2010-06-26 Thread Ed Palmer

Hello Attila,

Another GPS board with a 10 MHz output is the Navsync CW-12 module 
(price ~US$85-90).  I measured the 1 PPS output and found a Standard 
Deviation of < 5 ns with a range of < 30 ns.  The 10 MHz output is kept 
on frequency by occasionally adjusting the period of the 10 MHz output 
by one cycle of the CPU clock (~8.3 ns = 120 MHz).  How often this 
happens depends on the exact clock frequency of the particular unit.  On 
mine it happens about 200 times per second.


I don't know if this board is better or cheaper than the LEA-6T, but you 
might want to look into it.


Ed

Attila Kinali wrote:

Moin,

I recently had a look at the data sheet of the LEA6-T GPS module
from ublox, which now features a second time pulse output that
is capable of delivering a 10MHz signal, synchronized to GPS.

After thinking quite some time quite some time about building
my own GPSDO and struggling with the question how to synchronize
a 10MHz signal to a 1Hz signal that has some substantial phase
noise, the new LEA6-T module seems like to make things a lot
easier. Although the LEA6 specs do not say anything about how
the timepulse output is generated or how it is synchronized
to GPS, i assume that it will either have some jumps or phase/frequency
noise due to oszillator and synchronization imperfections.
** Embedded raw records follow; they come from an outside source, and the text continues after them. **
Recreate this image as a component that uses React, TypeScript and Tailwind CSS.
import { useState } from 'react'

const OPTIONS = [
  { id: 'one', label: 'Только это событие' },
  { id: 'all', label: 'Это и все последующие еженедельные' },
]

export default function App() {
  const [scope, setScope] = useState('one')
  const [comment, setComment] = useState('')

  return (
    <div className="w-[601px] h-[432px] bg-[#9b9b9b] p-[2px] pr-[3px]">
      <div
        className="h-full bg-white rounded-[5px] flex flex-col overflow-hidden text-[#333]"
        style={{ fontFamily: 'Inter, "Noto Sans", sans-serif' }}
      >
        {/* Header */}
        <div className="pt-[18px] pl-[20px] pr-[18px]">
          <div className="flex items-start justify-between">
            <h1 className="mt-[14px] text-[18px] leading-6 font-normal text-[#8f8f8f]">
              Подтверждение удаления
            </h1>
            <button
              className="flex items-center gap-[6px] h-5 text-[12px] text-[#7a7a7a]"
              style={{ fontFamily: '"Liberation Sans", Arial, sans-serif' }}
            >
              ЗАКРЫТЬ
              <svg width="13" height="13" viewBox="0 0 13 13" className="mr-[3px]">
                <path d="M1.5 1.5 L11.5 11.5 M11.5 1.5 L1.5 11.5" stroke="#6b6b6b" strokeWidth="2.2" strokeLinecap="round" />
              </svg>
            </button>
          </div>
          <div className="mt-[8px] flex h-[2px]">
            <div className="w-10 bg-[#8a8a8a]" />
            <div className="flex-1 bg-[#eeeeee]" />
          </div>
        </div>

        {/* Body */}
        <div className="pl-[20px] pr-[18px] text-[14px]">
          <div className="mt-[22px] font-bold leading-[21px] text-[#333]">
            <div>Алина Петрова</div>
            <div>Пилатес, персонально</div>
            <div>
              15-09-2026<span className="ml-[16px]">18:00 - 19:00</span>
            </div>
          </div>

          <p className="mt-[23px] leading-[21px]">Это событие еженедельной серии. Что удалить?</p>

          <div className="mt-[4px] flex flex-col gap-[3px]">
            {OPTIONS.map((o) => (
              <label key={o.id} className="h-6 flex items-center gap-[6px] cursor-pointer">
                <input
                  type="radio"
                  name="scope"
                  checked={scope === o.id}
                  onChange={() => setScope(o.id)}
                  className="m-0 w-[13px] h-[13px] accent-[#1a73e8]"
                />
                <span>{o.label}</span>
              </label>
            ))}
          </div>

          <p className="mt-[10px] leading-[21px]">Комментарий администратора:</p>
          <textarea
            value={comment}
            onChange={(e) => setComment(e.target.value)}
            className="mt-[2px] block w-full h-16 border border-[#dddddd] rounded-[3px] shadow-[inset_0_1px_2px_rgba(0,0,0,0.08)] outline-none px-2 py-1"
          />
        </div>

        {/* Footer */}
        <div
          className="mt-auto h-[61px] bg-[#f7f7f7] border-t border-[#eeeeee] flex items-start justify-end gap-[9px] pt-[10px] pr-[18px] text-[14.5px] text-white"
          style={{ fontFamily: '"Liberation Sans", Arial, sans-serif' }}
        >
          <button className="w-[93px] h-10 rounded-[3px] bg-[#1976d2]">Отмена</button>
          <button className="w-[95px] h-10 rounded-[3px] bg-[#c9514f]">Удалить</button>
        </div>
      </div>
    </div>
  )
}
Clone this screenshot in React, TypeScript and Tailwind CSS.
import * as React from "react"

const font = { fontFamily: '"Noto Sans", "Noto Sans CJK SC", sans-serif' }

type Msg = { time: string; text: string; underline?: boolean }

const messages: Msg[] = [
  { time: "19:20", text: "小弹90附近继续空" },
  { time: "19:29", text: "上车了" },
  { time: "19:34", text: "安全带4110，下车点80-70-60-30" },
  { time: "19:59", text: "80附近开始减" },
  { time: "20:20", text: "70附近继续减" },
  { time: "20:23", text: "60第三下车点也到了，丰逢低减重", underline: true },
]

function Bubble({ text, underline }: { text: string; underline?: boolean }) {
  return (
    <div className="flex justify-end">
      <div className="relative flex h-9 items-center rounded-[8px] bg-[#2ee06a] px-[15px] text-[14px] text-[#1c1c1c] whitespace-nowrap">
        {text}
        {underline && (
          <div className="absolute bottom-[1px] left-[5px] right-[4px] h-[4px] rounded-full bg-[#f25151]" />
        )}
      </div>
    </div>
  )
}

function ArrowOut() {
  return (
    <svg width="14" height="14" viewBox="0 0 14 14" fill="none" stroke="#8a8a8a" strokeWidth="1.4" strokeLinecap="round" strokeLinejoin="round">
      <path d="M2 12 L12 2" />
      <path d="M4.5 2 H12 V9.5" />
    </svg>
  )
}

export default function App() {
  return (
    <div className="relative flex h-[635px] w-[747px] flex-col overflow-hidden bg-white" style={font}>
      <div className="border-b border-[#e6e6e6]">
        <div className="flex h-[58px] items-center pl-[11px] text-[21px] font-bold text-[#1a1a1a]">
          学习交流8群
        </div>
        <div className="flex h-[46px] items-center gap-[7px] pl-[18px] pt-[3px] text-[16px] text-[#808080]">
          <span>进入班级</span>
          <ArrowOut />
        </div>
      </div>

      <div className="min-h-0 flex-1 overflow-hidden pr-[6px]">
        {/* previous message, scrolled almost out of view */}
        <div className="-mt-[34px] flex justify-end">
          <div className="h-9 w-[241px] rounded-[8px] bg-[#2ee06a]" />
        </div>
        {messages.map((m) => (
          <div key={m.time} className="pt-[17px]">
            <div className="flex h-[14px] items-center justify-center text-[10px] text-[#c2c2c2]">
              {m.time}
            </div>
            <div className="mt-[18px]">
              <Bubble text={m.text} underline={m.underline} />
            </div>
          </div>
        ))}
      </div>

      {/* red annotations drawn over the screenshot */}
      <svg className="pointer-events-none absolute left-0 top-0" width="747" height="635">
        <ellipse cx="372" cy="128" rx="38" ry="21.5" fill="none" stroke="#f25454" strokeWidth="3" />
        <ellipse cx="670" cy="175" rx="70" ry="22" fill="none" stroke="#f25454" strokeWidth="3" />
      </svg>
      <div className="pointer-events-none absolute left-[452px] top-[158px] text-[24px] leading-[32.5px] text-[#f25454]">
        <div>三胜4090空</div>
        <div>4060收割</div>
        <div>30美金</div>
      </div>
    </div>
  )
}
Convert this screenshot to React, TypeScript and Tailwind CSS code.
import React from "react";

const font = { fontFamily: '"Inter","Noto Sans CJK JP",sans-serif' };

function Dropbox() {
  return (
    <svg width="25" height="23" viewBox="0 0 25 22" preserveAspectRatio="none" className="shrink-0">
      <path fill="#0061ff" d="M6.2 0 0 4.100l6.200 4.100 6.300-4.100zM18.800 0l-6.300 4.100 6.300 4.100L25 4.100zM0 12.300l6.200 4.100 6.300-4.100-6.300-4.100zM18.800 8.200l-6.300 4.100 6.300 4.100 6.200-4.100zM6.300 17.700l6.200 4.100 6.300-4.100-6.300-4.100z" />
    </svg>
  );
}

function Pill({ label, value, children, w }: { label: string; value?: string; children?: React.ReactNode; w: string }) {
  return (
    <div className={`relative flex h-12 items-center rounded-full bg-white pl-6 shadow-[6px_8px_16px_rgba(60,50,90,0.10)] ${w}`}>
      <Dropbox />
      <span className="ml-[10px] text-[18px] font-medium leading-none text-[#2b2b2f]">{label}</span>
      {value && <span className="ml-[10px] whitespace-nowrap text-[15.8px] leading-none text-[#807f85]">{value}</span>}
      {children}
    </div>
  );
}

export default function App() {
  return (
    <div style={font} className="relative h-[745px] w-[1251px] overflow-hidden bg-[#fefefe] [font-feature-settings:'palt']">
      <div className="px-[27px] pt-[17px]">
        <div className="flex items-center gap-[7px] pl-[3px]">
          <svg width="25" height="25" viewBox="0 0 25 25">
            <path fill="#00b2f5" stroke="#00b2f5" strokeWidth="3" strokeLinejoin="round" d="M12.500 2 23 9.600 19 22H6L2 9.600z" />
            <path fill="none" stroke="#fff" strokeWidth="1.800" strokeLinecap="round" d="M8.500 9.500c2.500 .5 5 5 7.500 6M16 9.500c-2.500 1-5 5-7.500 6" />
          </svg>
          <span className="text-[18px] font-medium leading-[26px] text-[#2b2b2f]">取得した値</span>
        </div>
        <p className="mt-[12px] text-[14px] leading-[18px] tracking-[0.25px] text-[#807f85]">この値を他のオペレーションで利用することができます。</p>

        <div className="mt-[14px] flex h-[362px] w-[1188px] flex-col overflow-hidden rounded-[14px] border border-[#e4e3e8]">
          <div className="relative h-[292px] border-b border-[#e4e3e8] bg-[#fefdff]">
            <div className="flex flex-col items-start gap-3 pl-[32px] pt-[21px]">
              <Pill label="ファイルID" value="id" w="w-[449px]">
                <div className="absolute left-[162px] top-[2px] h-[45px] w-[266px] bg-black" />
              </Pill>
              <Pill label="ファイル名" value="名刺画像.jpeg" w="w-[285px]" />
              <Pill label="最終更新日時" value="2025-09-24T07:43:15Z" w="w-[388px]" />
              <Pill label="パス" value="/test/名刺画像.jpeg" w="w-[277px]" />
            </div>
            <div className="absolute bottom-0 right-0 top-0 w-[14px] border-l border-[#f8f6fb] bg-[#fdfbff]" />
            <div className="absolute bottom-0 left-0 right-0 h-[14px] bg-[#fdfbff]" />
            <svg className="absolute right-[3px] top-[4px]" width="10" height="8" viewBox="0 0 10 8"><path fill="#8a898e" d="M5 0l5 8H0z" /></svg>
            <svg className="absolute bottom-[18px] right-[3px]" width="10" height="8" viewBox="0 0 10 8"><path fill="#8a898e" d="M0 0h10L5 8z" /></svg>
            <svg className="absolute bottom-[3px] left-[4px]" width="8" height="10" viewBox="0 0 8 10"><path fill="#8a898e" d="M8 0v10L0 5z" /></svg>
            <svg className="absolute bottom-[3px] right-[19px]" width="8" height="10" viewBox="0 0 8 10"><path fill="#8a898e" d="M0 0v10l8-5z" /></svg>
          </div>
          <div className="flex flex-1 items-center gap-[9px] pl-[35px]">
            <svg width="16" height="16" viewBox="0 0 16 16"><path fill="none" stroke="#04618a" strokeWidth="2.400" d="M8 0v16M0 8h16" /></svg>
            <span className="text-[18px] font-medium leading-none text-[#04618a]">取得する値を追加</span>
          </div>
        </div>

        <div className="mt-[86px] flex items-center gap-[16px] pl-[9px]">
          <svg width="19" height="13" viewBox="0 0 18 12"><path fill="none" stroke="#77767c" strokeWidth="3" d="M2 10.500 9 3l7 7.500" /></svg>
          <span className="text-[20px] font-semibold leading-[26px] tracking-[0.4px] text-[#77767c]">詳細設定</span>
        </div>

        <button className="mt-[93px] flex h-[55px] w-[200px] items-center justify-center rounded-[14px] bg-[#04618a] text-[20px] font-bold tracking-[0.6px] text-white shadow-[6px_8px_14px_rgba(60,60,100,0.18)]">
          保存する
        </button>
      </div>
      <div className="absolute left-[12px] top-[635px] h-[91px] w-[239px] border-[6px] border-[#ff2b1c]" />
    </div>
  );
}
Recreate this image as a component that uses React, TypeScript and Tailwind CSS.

But, it should be possible to use the LEA6-T together with
some OCXO and a PLL setup to stabilize the OCXO to get a high
quality frequency standard.

Unfortunately, my knowledge in that field is rather limited, thus
before starting to make wrong design decisions i'd like to ask
for some advice here.

My basic idea is to feed the 10MHz output of the LEA6-T and
the 10MHz OCXO into a current output PFD, do some low-order
filtering of the output signal. Feed that into an ADC which
is read by a uC which in turn controls an DAC that sets over
some amplifier stage the EFC input of the OCXO.

As PFD i thought about using a ADF4002 from Analog, which
is actually an PLL, but allows to bypass the input dividers,
so that it can be used as pure current output PFD.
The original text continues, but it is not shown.